# NEW video on healthcare in Spain



## Helenameva (Aug 15, 2014)

*Information video about healthcare*

Made by the Foreign and Commonwealth Office and posted on YouTube.

_Britons coming to Spain to live permanently, as well as those who have recently arrived, must register properly with the Spanish authorities to ensure they are fully protected by the country’s state health system. But many expatriate Britons don’t get round to it and, as Mr Thomson finds out in the video “Moving to Spain? Think about Healthcare!”, this adds worry to illness or injury and, in the worst cases, can result in big bills. 

Even Britons in Spain who do think about healthcare then sometimes fail to finish the job. Last year 7,888 Britons received healthcare forms from the UK but didn’t then register with the authorities in Spain. A lady from Gandia in Valencia now faces a large bill after being treated for cancer. It is estimated there could be up-to 20,000 UK state pensioners who have not registered correctly for healthcare in Spain. 

The new video points people in the right direction.

Moving to Spain? Think about healthcare! - YouTube 

There is also a video about the EHIC on their channel too. _


----------



## UKinSpain (Apr 9, 2010)

Moving to Spain? Already here? Think about Healthcare!

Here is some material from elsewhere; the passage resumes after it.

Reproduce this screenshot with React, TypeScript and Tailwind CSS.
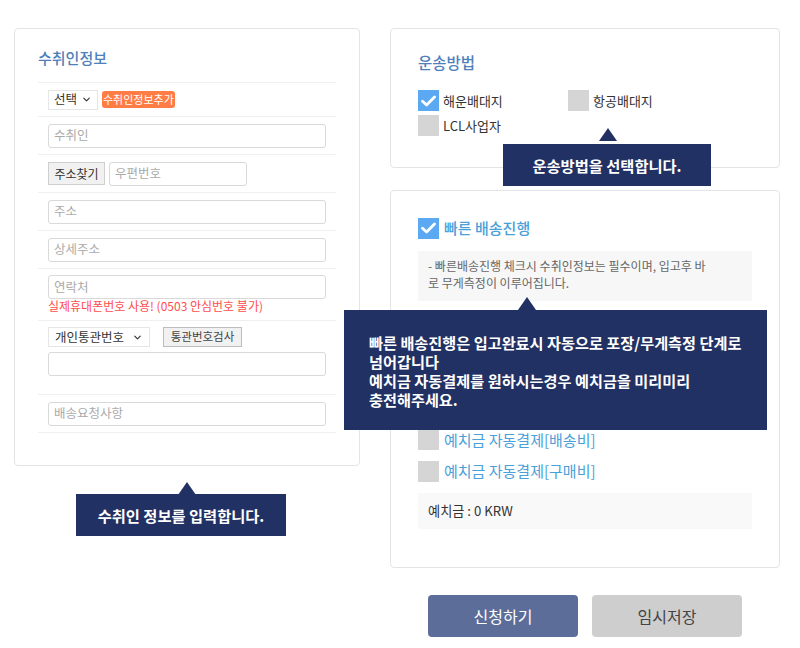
import { ChevronDown } from "lucide-react";

const font = { fontFamily: '"Noto Sans CJK KR", "Noto Sans", sans-serif' };

function Check({ on }: { on?: boolean }) {
  return on ? (
    <span className="flex h-[21px] w-[21px] shrink-0 items-center justify-center bg-[#5aa9f2]">
      <svg width="15" height="12" viewBox="0 0 15 12">
        <path d="M1.5 6.2 L5.6 10 L13.5 2" fill="none" stroke="#fff" strokeWidth="2.8" strokeLinecap="round" strokeLinejoin="round" />
      </svg>
    </span>
  ) : (
    <span className="h-[21px] w-[21px] shrink-0 bg-[#d5d5d5]" />
  );
}

function Field({ ph, w = "w-[278px]" }: { ph?: string; w?: string }) {
  return (
    <div className={`flex h-[24px] ${w} items-center rounded-[3px] border border-[#d9d9d9] bg-white px-[5px] text-[12.5px] text-[#aaa]`}>
      {ph}
    </div>
  );
}

function Tip({ children, className }: { children: React.ReactNode; className: string }) {
  return <div className={`absolute bg-[#223163] text-white font-bold ${className}`}>{children}</div>;
}

function Arrow({ className }: { className: string }) {
  return (
    <span
      className={`absolute h-0 w-0 border-x-[9px] border-b-[13px] border-x-transparent border-b-[#223163] ${className}`}
    />
  );
}

export default function App() {
  return (
    <div className="relative flex w-[800px] gap-[30px] pl-[14px] pt-[28px]" style={font}>
      {/* left column */}
      <div className="relative w-[346px]">
        <div className="rounded-[4px] border border-[#e4e4e4] bg-white px-[23px] pb-[32px] pt-[16px]">
          <h2 className="h-[37px] text-[15px] leading-[26px] font-medium text-[#4f80bb]">수취인정보</h2>
          <div className="border-t border-[#efefef]">
            <div className="flex h-[34px] items-center gap-[4px] border-b border-[#efefef] px-[10px]">
              <div className="flex h-[20px] w-[50px] items-center justify-between border border-[#e6e6e6] px-[5px] text-[12.5px] text-[#333]">
                선택
                <ChevronDown size={11} strokeWidth={2.5} />
              </div>
              <span className="rounded-[3px] bg-[#ff7d45] px-[1px] text-[11px] leading-[17px] text-white">수취인정보추가</span>
            </div>
            <div className="flex h-[38px] items-center border-b border-[#efefef] px-[10px]">
              <Field ph="수취인" />
            </div>
            <div className="flex h-[38px] items-center gap-[4px] border-b border-[#efefef] px-[10px]">
              <div className="flex h-[23px] w-[57px] items-center justify-center border border-[#cfcfcf] bg-[#f1f1f1] text-[12px] text-[#333]">
                주소찾기
              </div>
              <Field ph="우편번호" w="w-[138px]" />
            </div>
            <div className="flex h-[38px] items-center border-b border-[#efefef] px-[10px]">
              <Field ph="주소" />
            </div>
            <div className="flex h-[38px] items-center border-b border-[#efefef] px-[10px]">
              <Field ph="상세주소" />
            </div>
            <div className="flex h-[52px] flex-col border-b border-[#efefef] px-[10px] pt-[6px]">
              <Field ph="연락처" />
              <p className="text-[12px] leading-[14px] text-[#ff4d4d]">실제휴대폰번호 사용! (0503 안심번호 불가)</p>
            </div>
            <div className="flex h-[74px] flex-col gap-[5px] border-b border-[#efefef] px-[10px] pt-[6px]">
              <div className="flex items-center gap-[13px]">
                <div className="flex h-[20px] w-[102px] items-center justify-between border border-[#e6e6e6] px-[6px] text-[12.5px] text-[#333]">
                  개인통관번호
                  <ChevronDown size={11} strokeWidth={2.5} />
                </div>
                <div className="flex h-[20px] w-[79px] items-center justify-center border border-[#bdbdbd] bg-[#f1f1f1] text-[11.5px] text-[#444]">
                  통관번호검사
                </div>
              </div>
              <Field />
            </div>
            <div className="flex h-[38px] items-center border-b border-[#efefef] px-[10px]">
              <Field ph="배송요청사항" />
            </div>
          </div>
        </div>
        <div className="relative ml-[62px] mt-[28px] h-[42px] w-[210px]">
          <Arrow className="left-[102px] top-[-12px]" />
          <Tip className="inset-0 flex items-center justify-center text-[15.3px]">수취인 정보를 입력합니다.</Tip>
        </div>
      </div>

      {/* right column */}
      <div className="relative flex w-[390px] flex-col">
        <div className="relative h-[140px] rounded-[4px] border border-[#e4e4e4] bg-white px-[27px] pt-[22px]">
          <h2 className="h-[39px] text-[15.5px] leading-[23px] font-medium text-[#4f80bb]">운송방법</h2>
          <div className="grid grid-cols-[150px_1fr] gap-y-[4px] text-[13px] text-[#333]">
            <label className="flex items-center gap-[4px]"><Check on />해운배대지</label>
            <label className="flex items-center gap-[4px]"><Check />항공배대지</label>
            <label className="flex items-center gap-[4px]"><Check />LCL사업자</label>
          </div>
        </div>

        <div className="mt-[22px] h-[378px] rounded-[4px] border border-[#e4e4e4] bg-white px-[27px] pt-[26px]">
          <label className="flex items-center gap-[5px] text-[15px] font-medium text-[#4aa0d8]"><Check on />빠른 배송진행</label>
          <div className="mt-[11px] bg-[#f7f7f7] px-[10px] pb-[10px] pt-[6px] text-[12px] leading-[17px] text-[#666]">
            - 빠른배송진행 체크시 수취인정보는 필수이며, 입고후 바<br />로 무게측정이 이루어집니다.
          </div>
          <div className="mt-[128px] flex flex-col gap-[9px] text-[15px] text-[#4aa0d8]">
            <label className="flex items-center gap-[5px]"><Check />예치금 자동결제[배송비]</label>
            <label className="flex items-center gap-[5px]"><Check />예치금 자동결제[구매비]</label>
          </div>
          <div className="mt-[10px] flex h-[36px] items-center bg-[#f9f9f9] px-[10px] text-[13.2px] text-[#333]">예치금 : 0 KRW</div>
        </div>

        <div className="mt-[27px] flex justify-center gap-[14px] pb-[12px]">
          <button className="h-[42px] w-[150px] rounded-[4px] bg-[#5d6d9a] text-[16px] text-white" type="button">신청하기</button>
          <button className="h-[42px] w-[150px] rounded-[4px] bg-[#cecece] text-[16px] text-[#444]" type="button">임시저장</button>
        </div>

        {/* tooltips */}
        <Arrow className="left-[209px] top-[100px]" />
        <Tip className="left-[113px] top-[116px] flex h-[42px] w-[208px] items-center justify-center text-[15.3px]">
          운송방법을 선택합니다.
        </Tip>
        <Arrow className="left-[128px] top-[269px]" />
        <Tip className="left-[-46px] top-[282px] h-[120px] w-[423px] whitespace-nowrap pl-[25px] pr-[8px] pt-[23px] text-[15.2px] leading-[19px]">
          빠른 배송진행은 입고완료시 자동으로 포장/무게측정 단계로
          <br />
          넘어갑니다
          <br />
          예치금 자동결제를 원하시는경우 예치금을 미리미리
          <br />
          충전해주세요.
        </Tip>
      </div>
    </div>
  );
}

We are pleased to announce the launch of a new animated video from the Department of Health and the British Embassy in Madrid that gives official advice to British Nationals thinking of moving to Spain or for those who are already living here but haven't yet registered. You can watch this video called “Moving to Spain? Think about Healthcare!” on YouTube here 

Make sure you don’t run up an expensive healthcare bill and register properly for healthcare in Spain before it’s too late. Also, we would like to know your opinion on this video, so please take our 2 minute survey here. 
For more information, please visit our website www.healthcareinspain.eu


----------



## Rabbitcat (Aug 31, 2014)

Watched the video but when I went to the website mentioned it was down


----------



## davexf (Jan 26, 2009)

Hola 

If you click the link then click on and copy the URL address - put it into Google you´ll find some links work 

Davexf


----------



## Rabbitcat (Aug 31, 2014)

Thank you Dave


----------